:: Aim of the task ::
Copy out every line that contains "index".
====================
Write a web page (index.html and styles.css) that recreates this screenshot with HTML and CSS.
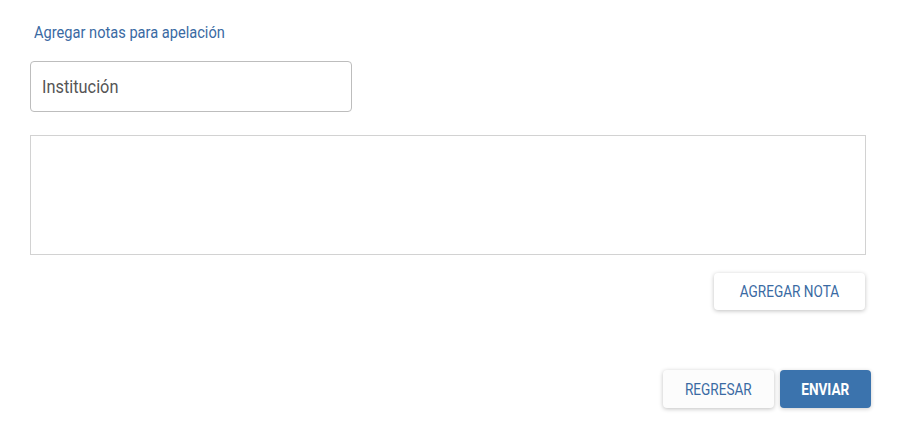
FILE: index.html
```html
<!DOCTYPE html>
<html lang="es">
<head>
<meta charset="utf-8">
<link rel="stylesheet" href="styles.css">
</head>
<body>
<div class="page">
  <h2 class="title"><span class="cond">Agregar notas para apelación</span></h2>
  <div class="field"><span class="cond">Institución</span></div>
  <div class="textarea"></div>
  <div class="row-add">
    <button class="btn btn-light btn-add"><span class="cond-c">AGREGAR NOTA</span></button>
  </div>
  <div class="row-actions">
    <button class="btn btn-light btn-back"><span class="cond-c">REGRESAR</span></button>
    <button class="btn btn-primary btn-send"><span class="cond-c">ENVIAR</span></button>
  </div>
</div>
</body>
</html>
```

FILE: styles.css
```css
html, body {
  margin: 0;
  padding: 0;
  background: #ffffff;
}
body {
  font-family: "Roboto", "Liberation Sans", sans-serif;
  width: 923px;
  height: 432px;
  overflow: hidden;
}
.cond {
  display: inline-block;
  white-space: nowrap;
  transform: scaleX(0.86);
  transform-origin: left center;
}
.cond-c {
  display: inline-block;
  white-space: nowrap;
  transform: scaleX(0.85);
  transform-origin: center center;
}
.page {
  padding: 22px 57px 0 30px;
  display: flex;
  flex-direction: column;
}
.title {
  margin: 0 0 0 4px;
  font-size: 17px;
  font-weight: normal;
  color: #3a6aa3;
  line-height: 20px;
  height: 20px;
}
.field {
  margin-top: 19px;
  width: 320px;
  height: 49px;
  border: 1px solid #bdbdbd;
  border-radius: 4px;
  display: flex;
  align-items: center;
  padding-left: 11px;
  box-sizing: content-box;
  width: 309px;
  font-size: 19px;
  color: #555555;
}
.textarea {
  margin-top: 23px;
  height: 118px;
  border: 1px solid #d2d2d2;
}
.row-add {
  display: flex;
  justify-content: flex-end;
  margin-top: 18px;
  padding-right: 1px;
}
.row-actions {
  display: flex;
  justify-content: flex-end;
  gap: 6px;
  margin-top: 60px;
  margin-right: -5px;
}
.btn {
  font-family: inherit;
  border: none;
  border-radius: 4px;
  font-size: 16px;
  cursor: pointer;
  display: flex;
  align-items: center;
  justify-content: center;
  padding: 0;
}
.btn-light {
  background: #ffffff;
  color: #3a6aa3;
  box-shadow: 0 1px 4px rgba(0, 0, 0, 0.25);
}
.btn-add {
  width: 151px;
  height: 37px;
}
.btn-back {
  background: #fcfcfc;
  width: 111px;
  height: 38px;
}
.btn-primary {
  background: #3b73ad;
  color: #ffffff;
  font-weight: bold;
  width: 91px;
  height: 38px;
  box-shadow: 0 1px 4px rgba(0, 0, 0, 0.2);
}
```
====================
:: Answer to the task ::
Write a web page (index.html and styles.css) that recreates this screenshot with HTML and CSS.
FILE: index.html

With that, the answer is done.